Another way to be deported is through "reinstatement of removal." The procedure is used only with people who have been ordered deported from the United States in the past and have come back without permission. Like with expedited removal, you will not see an immigration judge. An immigration officer can order and bring about your removal from the United States on this basis.

What Are the Steps in Deportation?

The steps in expedited removal and reinstatement of removal are first, being encountered by an immigration official, then being questioned, then the immigration official determining whether you should be removed and if so, taking final steps to arrange this.

The steps in regular removal proceedings are more complicated and take longer.

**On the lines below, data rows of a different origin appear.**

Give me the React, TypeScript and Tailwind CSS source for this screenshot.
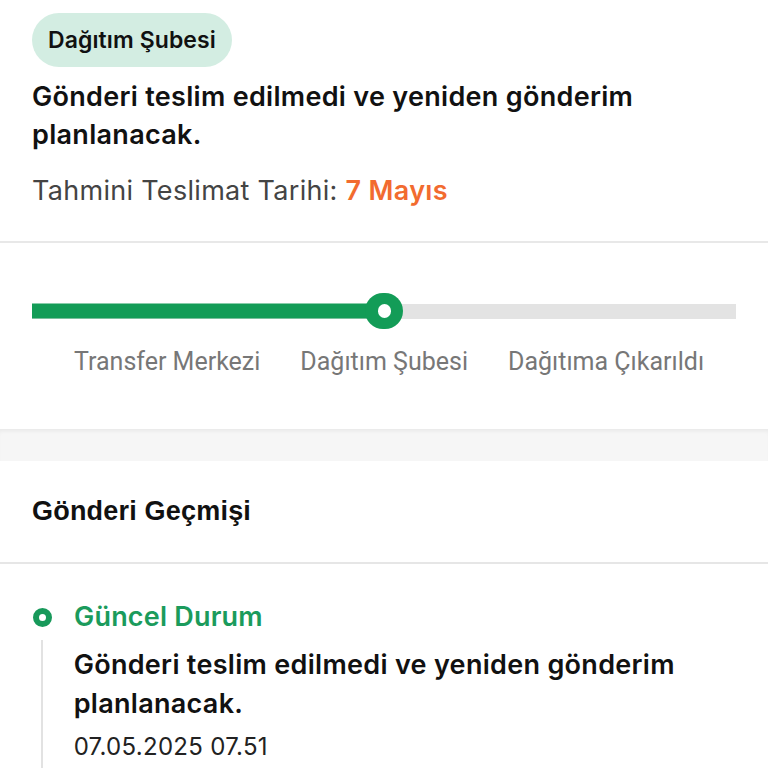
import React from 'react'

const steps = ['Transfer Merkezi', 'Dağıtım Şubesi', 'Dağıtıma Çıkarıldı']

const App: React.FC = () => {
  return (
    <div className="w-[768px] h-[768px] overflow-hidden bg-white font-['Inter','Noto_Sans',sans-serif] text-[#111]">
      {/* summary */}
      <div className="px-8 pt-[13px] pb-[34px] border-b-2 border-[#e8e8e8]">
        <span className="inline-flex h-[54px] items-center rounded-full bg-[#d3ede2] px-4 text-[23px] font-semibold tracking-[0.1px] text-[#111]">
          Dağıtım Şubesi
        </span>
        <p className="mt-[11px] text-[27px] leading-[38px] font-semibold tracking-[0.3px] text-[#111] pr-20">
          Gönderi teslim edilmedi ve yeniden gönderim planlanacak.
        </p>
        <p className="mt-[21px] text-[27px] leading-[32px] tracking-[0.3px] text-[#444]">
          Tahmini Teslimat Tarihi: <span className="font-semibold text-[#f26b2f]">7 Mayıs</span>
        </p>
      </div>

      {/* progress */}
      <div className="px-8 pt-[50px] h-[186px]">
        <div className="relative h-[36px] flex items-center">
          <div className="h-[15px] w-full bg-[#e3e3e3]" />
          <div className="absolute left-0 top-1/2 -translate-y-1/2 h-[15px] w-[350px] bg-[#139c57]" />
          <div className="absolute left-[333px] top-0 h-[36px] w-[38px] rounded-full bg-[#139c57] flex items-center justify-center">
            <div className="h-[14px] w-[13px] rounded-full bg-white" />
          </div>
        </div>
        <div className="mt-[14px] flex pl-[42px] gap-[40px] font-['Roboto',sans-serif] text-[25px] text-[#777]">
          {steps.map(s => (
            <span key={s}>{s}</span>
          ))}
        </div>
      </div>

      {/* gap */}
      <div className="h-[32px] bg-[#f6f6f6] shadow-[inset_0_4px_4px_-2px_rgba(0,0,0,0.06)]" />

      {/* history */}
      <div className="bg-white">
        <div className="h-[103px] flex items-center px-8 border-b-2 border-[#e6e6e6] font-['Liberation_Sans',sans-serif] text-[27px] font-bold tracking-[0.2px] text-[#111]">
          Gönderi Geçmişi
        </div>
        <div className="px-8 pt-[33px]">
          <div className="flex items-center gap-[22px]">
            <div className="ml-[1px] h-[19px] w-[19px] rounded-full border-[6px] border-[#17995a]" />
            <span className="text-[27px] font-semibold tracking-[0.2px] text-[#1b9b5c]">Güncel Durum</span>
          </div>
          <div className="flex">
            <div className="ml-[9px] w-[2px] bg-[#e2e2e2] h-[200px] mt-[2px]" />
            <div className="ml-[31px] pr-8">
              <p className="mt-[7px] text-[27px] leading-[39px] font-semibold tracking-[0.3px] text-[#111]">
                Gönderi teslim edilmedi ve yeniden gönderim planlanacak.
              </p>
              <p className="mt-[6px] text-[24px] tracking-[0.3px] text-[#222]">07.05.2025 07.51</p>
            </div>
          </div>
        </div>
      </div>
    </div>
  )
}

export default App
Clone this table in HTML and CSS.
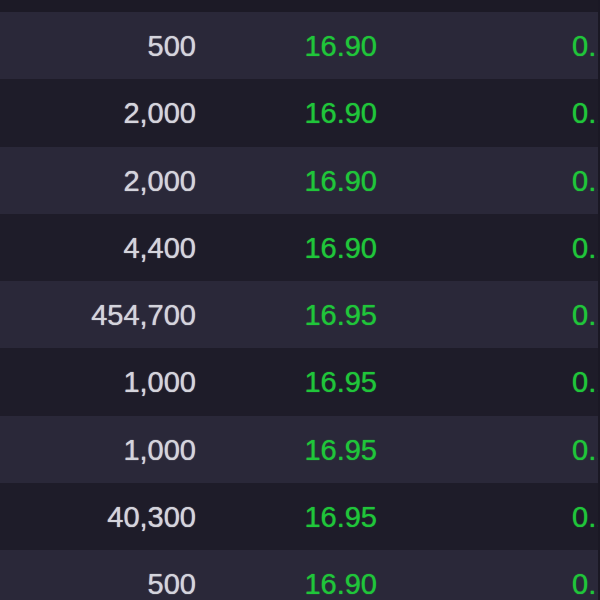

  • The government will file a Notice to Appear with the immigration court. Sometimes this document will have a hearing date and location listed on it. Most often, however, you will receive a separate document in the mail with a date and location for your first hearing.
  • You will attend your first hearing, called a "master calendar hearing." Here, you will discuss with the immigration judge (IJ) and the U.S. government attorney whether the charges against you in the Notice to Appear are true and whether you are eligible to apply for relief from removal. If you have no realistic basis upon which to claim relief, you might be ordered deported at the master calendar hearing. Or, depending on the circumstances of your case, you might be scheduled for more than one master calendar hearing.
  • If you are potentially eligible for relief from removal, the immigration judge will set a deadline for you to file any applications and evidence. The immigration judge will also schedule your case to be heard at an "individual hearing."
  • At the "individual hearing", the immigration judge will review your evidence, listen to your testimony and that of any witnesses, and decide whether to approve your application. If the judge denies your application, you will be ordered deported.
  • You can either appeal the immigration judge's decision or accept it as final. If you tell the immigration judge you want to appeal, you will need to file the necessary documents with the Board of Immigration Appeals (B.I.A.) before the deadline the immigration judge sets. So long as you file the appeal on time, you will not be deported while the appeal is pending. (And you might be able to file further appeals to higher federal courts, all the way to the Supreme Court in some cases.) If, on the other hand, you tell the immigration judge you do not want to appeal the order of removal, then it becomes a final order, and ICE will begin the process of deporting you.

Getting Help If You Are Facing Deportation

Being deported or being placed in deportation proceedings can have serious consequences for your ability to stay in or eventually return to the United States. To find out whether your deportation can be prevented, and for help in preparing and presenting your case to an immigration judge, talk to an experienced immigration attorney as soon as possible.